* Task to complete *
Report, as a bare number, how many lines contain the string "components".

* Data for the task *
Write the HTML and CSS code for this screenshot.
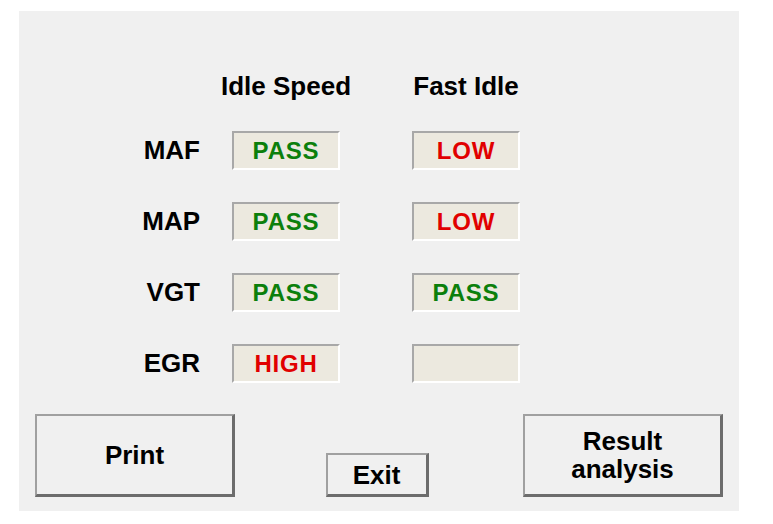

---

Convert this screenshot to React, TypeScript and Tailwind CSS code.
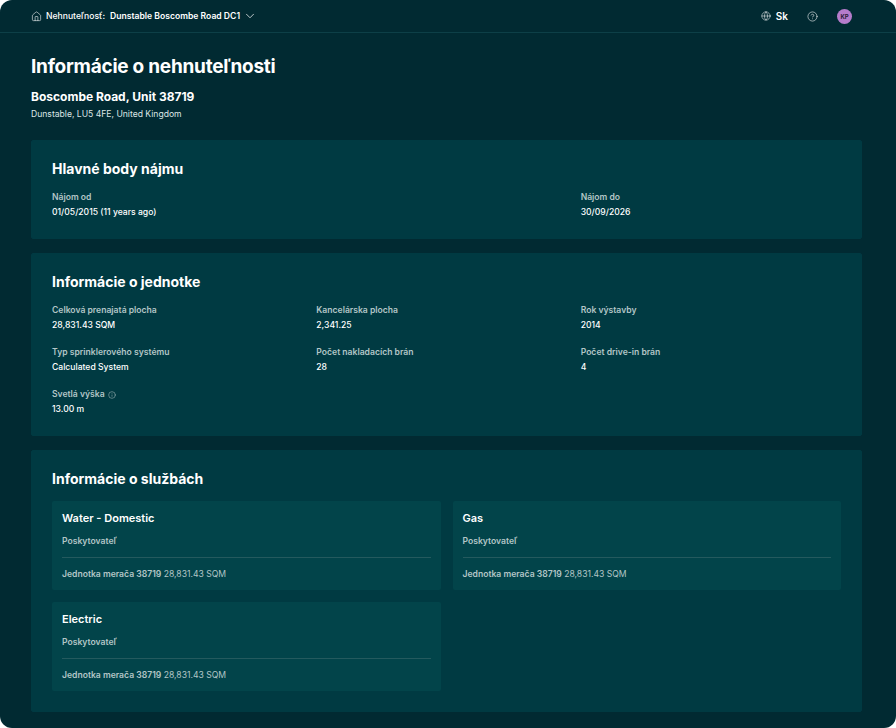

--

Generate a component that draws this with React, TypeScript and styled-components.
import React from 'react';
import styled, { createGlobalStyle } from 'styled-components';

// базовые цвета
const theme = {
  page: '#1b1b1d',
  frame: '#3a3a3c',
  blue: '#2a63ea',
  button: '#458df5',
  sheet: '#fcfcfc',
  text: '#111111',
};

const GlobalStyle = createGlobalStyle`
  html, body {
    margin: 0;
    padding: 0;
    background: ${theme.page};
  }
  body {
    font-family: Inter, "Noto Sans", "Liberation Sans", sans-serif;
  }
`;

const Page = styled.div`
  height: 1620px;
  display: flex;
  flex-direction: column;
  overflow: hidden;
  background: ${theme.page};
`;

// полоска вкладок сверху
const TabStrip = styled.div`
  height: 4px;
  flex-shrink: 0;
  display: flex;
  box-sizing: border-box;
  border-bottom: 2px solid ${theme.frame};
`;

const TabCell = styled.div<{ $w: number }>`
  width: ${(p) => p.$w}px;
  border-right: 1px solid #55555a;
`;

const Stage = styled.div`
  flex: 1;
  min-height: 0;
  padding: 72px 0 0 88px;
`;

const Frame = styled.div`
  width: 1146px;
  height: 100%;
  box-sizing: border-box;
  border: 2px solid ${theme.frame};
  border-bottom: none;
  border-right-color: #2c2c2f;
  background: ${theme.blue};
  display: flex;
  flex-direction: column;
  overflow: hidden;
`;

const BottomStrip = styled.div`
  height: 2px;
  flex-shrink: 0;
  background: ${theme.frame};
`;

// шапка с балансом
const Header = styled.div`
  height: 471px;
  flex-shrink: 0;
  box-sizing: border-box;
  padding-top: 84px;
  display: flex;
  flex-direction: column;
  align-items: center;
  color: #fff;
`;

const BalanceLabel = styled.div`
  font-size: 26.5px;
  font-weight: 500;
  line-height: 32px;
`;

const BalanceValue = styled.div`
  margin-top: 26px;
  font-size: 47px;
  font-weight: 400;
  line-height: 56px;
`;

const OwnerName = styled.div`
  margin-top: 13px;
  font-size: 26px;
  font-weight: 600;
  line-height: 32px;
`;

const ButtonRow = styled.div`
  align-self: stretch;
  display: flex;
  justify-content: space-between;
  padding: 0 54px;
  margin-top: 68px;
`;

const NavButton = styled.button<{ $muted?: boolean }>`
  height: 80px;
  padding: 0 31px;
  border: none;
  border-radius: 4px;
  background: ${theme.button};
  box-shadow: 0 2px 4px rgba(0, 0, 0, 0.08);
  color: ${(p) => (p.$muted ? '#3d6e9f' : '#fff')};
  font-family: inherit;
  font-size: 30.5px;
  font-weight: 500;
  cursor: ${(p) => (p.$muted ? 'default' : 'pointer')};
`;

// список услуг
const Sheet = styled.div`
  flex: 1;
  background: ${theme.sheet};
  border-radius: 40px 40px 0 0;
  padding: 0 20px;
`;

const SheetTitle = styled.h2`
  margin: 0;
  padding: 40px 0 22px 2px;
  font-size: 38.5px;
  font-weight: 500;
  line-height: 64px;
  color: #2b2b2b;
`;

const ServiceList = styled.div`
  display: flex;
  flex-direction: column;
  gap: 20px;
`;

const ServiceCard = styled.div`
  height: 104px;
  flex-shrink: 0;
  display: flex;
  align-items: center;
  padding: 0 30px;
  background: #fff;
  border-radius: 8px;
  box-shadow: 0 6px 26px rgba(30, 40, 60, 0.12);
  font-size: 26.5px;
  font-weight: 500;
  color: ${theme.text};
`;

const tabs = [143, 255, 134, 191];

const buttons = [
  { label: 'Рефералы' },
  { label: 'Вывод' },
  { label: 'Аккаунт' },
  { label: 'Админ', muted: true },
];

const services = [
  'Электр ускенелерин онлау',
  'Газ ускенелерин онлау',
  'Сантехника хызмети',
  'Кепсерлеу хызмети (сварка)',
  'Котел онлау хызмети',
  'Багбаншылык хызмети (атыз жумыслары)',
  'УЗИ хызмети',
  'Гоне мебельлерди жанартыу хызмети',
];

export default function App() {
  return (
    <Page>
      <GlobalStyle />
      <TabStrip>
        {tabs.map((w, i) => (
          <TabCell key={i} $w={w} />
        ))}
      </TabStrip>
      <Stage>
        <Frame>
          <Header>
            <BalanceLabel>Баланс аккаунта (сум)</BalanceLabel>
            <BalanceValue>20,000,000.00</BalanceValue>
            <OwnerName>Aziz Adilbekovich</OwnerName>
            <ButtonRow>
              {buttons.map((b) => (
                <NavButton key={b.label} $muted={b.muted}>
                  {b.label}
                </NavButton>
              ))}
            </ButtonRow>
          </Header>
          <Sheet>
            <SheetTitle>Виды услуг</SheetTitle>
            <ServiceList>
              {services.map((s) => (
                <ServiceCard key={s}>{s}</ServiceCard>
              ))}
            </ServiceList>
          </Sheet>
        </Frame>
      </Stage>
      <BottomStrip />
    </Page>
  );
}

* Complete answer *
2